In dieser Nacht war Reed ausnahmsweise nicht bei mir geblieben, da Kelin ihn für irgendwas Wichtiges beansprucht hatte, und so hielten mich Albträume von Aurora wach. Ich träumte seit dem Feuer ständig von ihr, wie ich in Flammen erstickte und andere alberne Dinge sah. Die Träume vermischten sich oft mit der Erinnerung an den Ball, wo der Gott Loki mich angegriffen hatte, und panisch und ganz verschwitzt wachte ich zum Morgengrauen hin auf.
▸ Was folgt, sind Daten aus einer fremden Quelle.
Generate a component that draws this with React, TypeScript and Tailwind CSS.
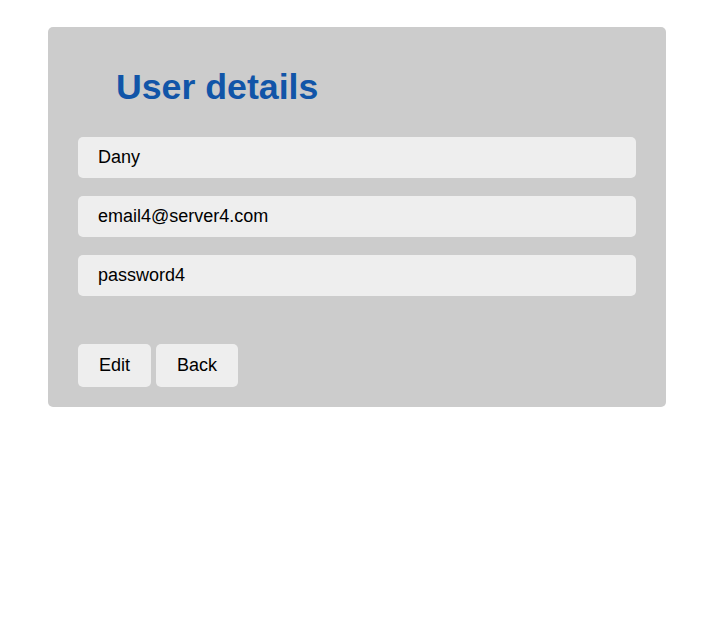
export default function App() {
  const fields = ['Dany', 'email4@server4.com', 'password4']

  return (
    <div className="min-h-screen bg-white pt-[27px] font-['Liberation_Sans',Arial,sans-serif]">
      <div className="mx-[48px] w-[618px] rounded-[5px] bg-[#cccccc] px-[30px] pt-[40px] pb-[20px]">
        <h1 className="ml-[38px] text-[35.7px] font-bold leading-[41px] text-[#1155a8]">User details</h1>

        <div className="mt-[29px] flex flex-col gap-[18px]">
          {fields.map((value, i) => (
            <div
              key={i}
              className="h-[41px] rounded-[5px] bg-[#eeeeee] px-[20px] text-[18px] leading-[41px] text-black"
            >
              {value}
            </div>
          ))}
        </div>

        <div className="mt-[48px] flex gap-[5px]">
          <button className="h-[43px] rounded-[5px] bg-[#eeeeee] px-[21px] text-[18px] text-black">Edit</button>
          <button className="h-[43px] rounded-[5px] bg-[#eeeeee] px-[21px] text-[18px] text-black">Back</button>
        </div>
      </div>
    </div>
  )
}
Es ging mir heute endlich wieder so gut, dass ich mein Bett hoffentlich längerfristig verlassen könnte, und das wurde auch Zeit. Ich hasste es nichts zu tun. Ich war nicht dafür gemacht still im Bett zu liegen. Ich brauchte Bewegung, ich brauchte eine Aufgabe.
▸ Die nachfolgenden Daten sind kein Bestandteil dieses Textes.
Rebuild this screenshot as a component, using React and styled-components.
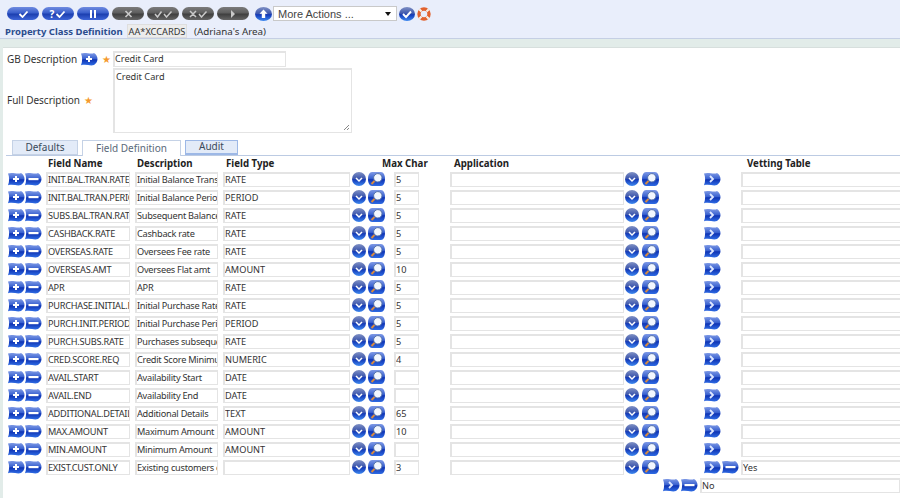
import React from 'react';
import styled, { createGlobalStyle } from 'styled-components';

const Global = createGlobalStyle`
  html, body { margin: 0; padding: 0; width: 900px; height: 498px; overflow: hidden; background: #fff; }
  body { font-family: "Noto Sans", "Liberation Sans", sans-serif; font-size: 10px; color: #333; }
  * { box-sizing: border-box; }
`;

const Page = styled.div`width: 900px; height: 498px; overflow: hidden; background: #e2ece9; display: flex; flex-direction: column;`;
const Header = styled.header`height: 39px; background: #e9eefb; border-bottom: 1px solid #c5cfe4; padding: 6px 0 0 7px; flex: none;`;
const Toolbar = styled.div`display: flex; align-items: center; height: 15px;`;
const Pill = styled.button`
  width: 32px; height: 13px; margin-right: 3px; padding: 0; border: 0; border-radius: 6.5px;
  display: flex; align-items: center; justify-content: center; color: ${p => (p.$off ? '#c9c9c9' : '#fff')};
  background: ${p => (p.$off
    ? 'linear-gradient(#7b7b7b 0%, #5e5e5e 45%, #3f3f3f 55%, #666 100%)'
    : 'linear-gradient(#6f8be0 0%, #3a5fcb 45%, #1c3fb0 55%, #3f66d8 100%)')};
`;
const PillText = styled.span`font: bold 10px "Noto Sans", sans-serif; line-height: 10px; margin-right: 1px;`;
const RoundSlot = styled.span`display: inline-flex; flex: none; margin-left: ${p => p.$ml || 0}px;`;
const ActionSelect = styled.div`
  width: 124px; height: 15px; margin-left: 1px; background: #fff; border: 1px solid #c9c9c9;
  display: flex; align-items: center; justify-content: space-between; padding: 0 5px 0 4px;
  font: 11px "Liberation Sans", sans-serif; color: #444;
`;
const Caret = styled.span`width: 0; height: 0; border: 3px solid transparent; border-top: 4px solid #111; border-bottom: 0;`;
const TitleRow = styled.div`display: flex; align-items: center; height: 16px; margin: 2px 0 0 -2px;`;
const Title = styled.span`font-weight: 700; color: #2c4d8e; font-size: 9.5px; width: 122px; white-space: nowrap;`;
const RecordId = styled.span`height: 14px; width: 60px; background: #ececec; border: 1px solid #dedede; display: flex; align-items: center; justify-content: center; color: #333; font-size: 9.2px;`;
const Area = styled.span`margin-left: 7px; color: #333; font-size: 9.8px;`;

const Panel = styled.main`flex: 1; margin: 8px 0 0 3px; background: #fff; border-top: 1px solid #d7dfdd; overflow: hidden; padding-top: 3px;`;
const FormGrid = styled.div`display: grid; grid-template-columns: 106px auto; row-gap: 1px; padding-left: 4px;`;
const FormLabel = styled.label`display: flex; align-items: center; gap: 4px; color: #333; white-space: nowrap; font-size: 10px; padding-bottom: ${p => p.$lift || 0}px;`;
const FlagSlot = styled.span`display: inline-flex;`;
const Star = styled.span`color: #f59a2c; font-size: 10px; line-height: 10px;`;
const Field = styled.div`
  height: ${p => p.$h || 15}px; width: ${p => p.$w}px; flex: none; background: #fff; border-style: solid; border-width: 2px 1px 1px 2px; border-color: #e4e4e4;
  color: #333; font-size: 9.2px; line-height: 11px; padding: 0; white-space: nowrap; overflow: hidden; position: relative;
  letter-spacing: ${p => (p.$tight ? '-0.25px' : '0')};
`;
const TextArea = styled(Field)`padding: 1px 0 0 1px;`;
const Grip = styled.svg`position: absolute; right: 1px; bottom: 1px;`;

const Tabs = styled.nav`display: flex; gap: 4px; margin: 7px 0 0 3px; padding-left: 6px; height: 16px; border-bottom: 1px solid #bccbe3; position: relative;`;
const Tab = styled.div`
  height: ${p => (p.$active ? 16 : 15)}px; width: ${p => p.$w}px; display: flex; align-items: center; justify-content: center; font-size: 10px; padding-bottom: 2px;
  background: ${p => (p.$active ? '#fff' : '#e3ebf8')}; color: ${p => (p.$active ? '#5a6a7a' : '#3a4a5a')};
  border: 1px solid ${p => (p.$strong ? '#9db8e6' : '#c5d2e6')}; ${p => (p.$active ? 'border-bottom: 0;' : '')}
  border-width: ${p => (p.$strong ? '1px 1px 2px' : '1px')};
`;
const columns = '5px 17px 18px 3px 84px 5px 83px 5px 127px 2px 14px 2px 17px 9px 25px 31px 174px 1px 14px 3px 17px 45px 17px 1px 17px 2px 160px';
const HeadRow = styled.div`display: grid; grid-template-columns: 45px 89px 89px 156px 72px 293px auto; height: 14px; align-items: center; font-weight: 700; color: #222; font-size: 9.7px; white-space: nowrap;`;
const HeadCell = styled.span``;
const Rows = styled.div`display: flex; flex-direction: column;`;
const Row = styled.div`display: grid; grid-template-columns: ${columns}; height: 18px; align-items: center;`;
const Cell = styled.div`grid-column: ${p => p.$c}; display: flex;`;
const LastRow = styled.div`display: flex; align-items: center; height: 18px; margin-left: 660px; gap: 1px;`;
const LastField = styled(Field)`margin-left: 1px;`;

const Check = () => <svg width="11" height="8" viewBox="0 0 11 8"><path d="M1.5 4l3 3 5-5.5" fill="none" stroke="currentColor" strokeWidth="1.8" /></svg>;
const DoubleCheck = () => <svg width="19" height="8" viewBox="0 0 19 8"><path d="M1 4l2.5 3 4-5.5M10 4l2.5 3 5-5.5" fill="none" stroke="currentColor" strokeWidth="1.5" /></svg>;
const Cross = () => <svg width="9" height="8" viewBox="0 0 9 8"><path d="M1.5 1l6 6M7.5 1l-6 6" stroke="currentColor" strokeWidth="1.7" /></svg>;
const CrossCheck = () => <svg width="19" height="8" viewBox="0 0 19 8"><path d="M1 1l6 6M7 1L1 7M10 4l2.5 3 5-5.5" fill="none" stroke="currentColor" strokeWidth="1.5" /></svg>;
const Pause = () => <svg width="8" height="8" viewBox="0 0 8 8"><path d="M1 0h2v8H1zM5 0h2v8H5z" fill="currentColor" /></svg>;
const Next = () => <svg width="6" height="8" viewBox="0 0 6 8"><path d="M1 0l4 4-4 4z" fill="currentColor" /></svg>;

const Defs = () => (
  <svg width="0" height="0" style={{ position: 'absolute' }}>
    <defs>
      <linearGradient id="blue" x1="0" y1="0" x2="0" y2="1">
        <stop offset="0" stopColor="#7f9ae6" /><stop offset=".45" stopColor="#3a62d0" />
        <stop offset=".55" stopColor="#0f34b4" /><stop offset="1" stopColor="#2f6ce4" />
      </linearGradient>
      <linearGradient id="round" x1="0" y1="0" x2="0" y2="1">
        <stop offset="0" stopColor="#7f90c4" /><stop offset=".48" stopColor="#3b55ad" />
        <stop offset=".55" stopColor="#1339b8" /><stop offset="1" stopColor="#3f8af0" />
      </linearGradient>
    </defs>
  </svg>
);

const Flag = ({ kind }) => (
  <svg width="17" height="14" viewBox="0 0 17 14" style={{ display: 'block' }}>
    <path d="M0 1.5C4 -0.2 10 2.6 13 1c2 1 3.5 3.5 3.5 6s-1.5 4.6-3.5 6c-4 1.3-8-1.2-13 .3C1.5 9.500 1.500 5 0 1.500z" fill="url(#blue)" />
    {kind === 'plus' && <path d="M7 4h2v2h2v2H9v2H7V8H5V6h2z" fill="#fff" />}
    {kind === 'minus' && <rect x="3.500" y="6" width="10" height="2.200" fill="#fff" />}
    {kind === 'next' && <path d="M6 4l3 3-3 3" fill="none" stroke="#dfe8ff" strokeWidth="1.800" />}
  </svg>
);
const RoundDown = () => (
  <svg width="14" height="14" viewBox="0 0 14 14" style={{ display: 'block' }}>
    <circle cx="7" cy="7" r="7" fill="url(#round)" />
    <path d="M4 6l3 3 3-3" fill="none" stroke="#fff" strokeWidth="1.500" />
  </svg>
);
const Lookup = () => (
  <svg width="17" height="14" viewBox="0 0 17 14" style={{ display: 'block' }}>
    <path d="M4 0h9c2.500 0 4 3 4 7s-1.500 7-4 7H4C1.500 14 0 11 0 7s1.500-7 4-7z" fill="url(#blue)" />
    <circle cx="9.800" cy="5.800" r="4.200" fill="#f2f7ff" stroke="#4f6ea8" strokeWidth="1" />
    <path d="M6.500 9L3.500 12" stroke="#d98a3d" strokeWidth="2" />
  </svg>
);
const RoundUp = () => (
  <svg width="17" height="14" viewBox="0 0 17 14" style={{ display: 'block' }}>
    <ellipse cx="8.500" cy="7" rx="8.500" ry="7" fill="url(#round)" />
    <path d="M8.500 2.500l4 4.200h-2.300V11H6.800V6.700H4.500z" fill="#fff" />
  </svg>
);
const RoundCheck = () => (
  <svg width="16" height="14" viewBox="0 0 16 14" style={{ display: 'block' }}>
    <ellipse cx="8" cy="7" rx="8" ry="7" fill="url(#round)" />
    <path d="M4 7l3 3 5-5.500" fill="none" stroke="#fff" strokeWidth="1.900" />
  </svg>
);
const Lifesaver = () => (
  <svg width="14" height="14" viewBox="0 0 14 14" style={{ display: 'block' }}>
    <circle cx="7" cy="7" r="5" fill="none" stroke="#e2622e" strokeWidth="3.400" />
    <path d="M2.200 2.200l2.300 2.300M11.800 2.200L9.500 4.500M2.200 11.800l2.300-2.300M11.800 11.800L9.500 9.500" stroke="#f6efe6" strokeWidth="2.200" />
  </svg>
);

const rows = [
  ['INIT.BAL.TRAN.RATE', 'Initial Balance Transfer', 'RATE', '5'],
  ['INIT.BAL.TRAN.PERIOD', 'Initial Balance Period', 'PERIOD', '5'],
  ['SUBS.BAL.TRAN.RATE', 'Subsequent Balance', 'RATE', '5'],
  ['CASHBACK.RATE', 'Cashback rate', 'RATE', '5'],
  ['OVERSEAS.RATE', 'Oversees Fee rate', 'RATE', '5'],
  ['OVERSEAS.AMT', 'Oversees Flat amt', 'AMOUNT', '10'],
  ['APR', 'APR', 'RATE', '5'],
  ['PURCHASE.INITIAL.RATE', 'Initial Purchase Rate', 'RATE', '5'],
  ['PURCH.INIT.PERIOD', 'Initial Purchase Period', 'PERIOD', '5'],
  ['PURCH.SUBS.RATE', 'Purchases subsequent', 'RATE', '5'],
  ['CRED.SCORE.REQ', 'Credit Score Minimum', 'NUMERIC', '4'],
  ['AVAIL.START', 'Availability Start', 'DATE', ''],
  ['AVAIL.END', 'Availability End', 'DATE', ''],
  ['ADDITIONAL.DETAILS', 'Additional Details', 'TEXT', '65'],
  ['MAX.AMOUNT', 'Maximum Amount', 'AMOUNT', '10'],
  ['MIN.AMOUNT', 'Minimum Amount', 'AMOUNT', ''],
  ['EXIST.CUST.ONLY', 'Existing customers only', '', '3', 'Yes'],
];

const TableRow = ({ r }) => (
  <Row>
    <Cell $c={2}><Flag kind="plus" /></Cell>
    <Cell $c={3}><FlagSlot><Flag kind="minus" /></FlagSlot></Cell>
    <Cell $c={5}><Field $w={84} $tight>{r[0]}</Field></Cell>
    <Cell $c={7}><Field $w={83} $tight>{r[1]}</Field></Cell>
    <Cell $c={9}><Field $w={127}>{r[2]}</Field></Cell>
    <Cell $c={11}><RoundDown /></Cell>
    <Cell $c={13}><Lookup /></Cell>
    <Cell $c={15}><Field $w={25}>{r[3]}</Field></Cell>
    <Cell $c={17}><Field $w={174} /></Cell>
    <Cell $c={19}><RoundDown /></Cell>
    <Cell $c={21}><Lookup /></Cell>
    <Cell $c={23}><Flag kind="next" /></Cell>
    {r[4] && <Cell $c={25}><Flag kind="minus" /></Cell>}
    <Cell $c={27}><Field $w={160}>{r[4] || ''}</Field></Cell>
  </Row>
);

export default function App() {
  return (
    <Page>
      <Global />
      <Defs />
      <Header>
        <Toolbar>
          <Pill><Check /></Pill>
          <Pill><PillText>?</PillText><Check /></Pill>
          <Pill><Pause /></Pill>
          <Pill $off><Cross /></Pill>
          <Pill $off><DoubleCheck /></Pill>
          <Pill $off><CrossCheck /></Pill>
          <Pill $off><Next /></Pill>
          <RoundSlot $ml={3}><RoundUp /></RoundSlot>
          <ActionSelect>More Actions ...<Caret /></ActionSelect>
          <RoundSlot $ml={2}><RoundCheck /></RoundSlot>
          <RoundSlot $ml={2}><Lifesaver /></RoundSlot>
        </Toolbar>
        <TitleRow>
          <Title>Property Class Definition</Title>
          <RecordId>AA*XCCARDS</RecordId>
          <Area>(Adriana's Area)</Area>
        </TitleRow>
      </Header>
      <Panel>
        <FormGrid>
          <FormLabel>GB Description<FlagSlot><Flag kind="plus" /></FlagSlot><Star>★</Star></FormLabel>
          <Field $w={173} $h={16}>Credit Card</Field>
          <FormLabel $lift={2}>Full Description<Star>★</Star></FormLabel>
          <TextArea $w={239} $h={65}>
            Credit Card
            <Grip width="7" height="7" viewBox="0 0 7 7"><path d="M6 1L1 6M6 4L4 6" stroke="#888" /></Grip>
          </TextArea>
        </FormGrid>
        <Tabs>
          <Tab $w={66}>Defaults</Tab>
          <Tab $w={99} $active>Field Definition</Tab>
          <Tab $w={53} $strong>Audit</Tab>
        </Tabs>
        <HeadRow>
          <HeadCell />
          <HeadCell>Field Name</HeadCell>
          <HeadCell>Description</HeadCell>
          <HeadCell>Field Type</HeadCell>
          <HeadCell>Max Char</HeadCell>
          <HeadCell>Application</HeadCell>
          <HeadCell>Vetting Table</HeadCell>
        </HeadRow>
        <Rows>
          {rows.map(r => <TableRow key={r[0]} r={r} />)}
          <LastRow>
            <Flag kind="next" />
            <Flag kind="minus" />
            <LastField $w={200}>No</LastField>
          </LastRow>
        </Rows>
      </Panel>
    </Page>
  );
}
Ich duschte, um den Schweiß von der fürchterlichen Nacht von mir zu waschen, ehe ich mich umzog und zum Frühstück schritt. Wäre Reed bei mir gewesen, wäre es mir in der Nacht besser ergangen. Ich hatte gehofft, er würde irgendwann kommen, wenn sein Job erledigt wäre, aber er war beschäftigt und ich musste dringend lernen auch ohne ihn Schlaf zu finden. Das hatte ungesunde Ausmaße angenommen.

„Weißt du, wenn Reed und du schon unbedingt so rücksichtslos sein müsst Sex zu haben, wenn alle im Haus sind, dann könntet ihr das auch leise machen", murrte Acyn, als ich mich gegenüber von ihm an den Tisch setzte.
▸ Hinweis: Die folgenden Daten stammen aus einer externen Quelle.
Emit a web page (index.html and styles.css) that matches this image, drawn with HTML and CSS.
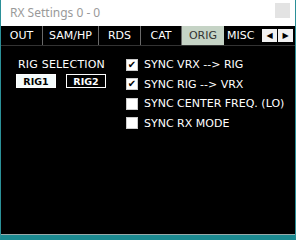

„Bitte?", fragte ich und mein Großvater verschluckte sich an seinem Kaffee.

„Ich war so kurz davor, ins Zimmer zu kommen und ihn umzubringen."
„Reed war nicht einmal hier", sagte ich empört von der Anschuldigung. Und selbst wenn er da war, bemühten wir uns leise zu sein, zumindest wenn die anderen im Haus waren.

„Ahja? Was habe ich dann gehört? Geister in den Wänden?", fragte Acyn und ich fragte mich kurz, ob er das wohl vielleicht tatsächlich hat, wenn mir nicht aufgefallen wäre, wie rot Elin anlief und wie Riley das Ei auf seinem Teller mit seiner Gabel zermatscht hatte.

Acyn folgte meinem Blick und war genauso verstört wie ich.

„Ihr zwei?", fragte er und ich war sprachlos. Elin und Riley? Meine beste Freundin seit Kindertagen und mein großer Bruder?

„Ähm...", stammelte Elin nur und mied all unsere Blicke.

War es so eindeutig gewesen? Wie hatte ich etwas Derartiges nicht bemerken können? Meine beste Freundin stand auf meinen Bruder? Mein Bruder wollte was von meiner besten Freundin? Ich meine, Elin hat sich sehr um ihn gesorgt, als er im Krankenhaus lag und auch danach, aber ich hatte es darauf geschoben, dass sie zur Familie gehörte. Ich hatte gedacht, meine Brüder wären wie ihre Brüder. Offenbar wollte sie von Riley nur was ganz anderes als ein geschwisterliches Band.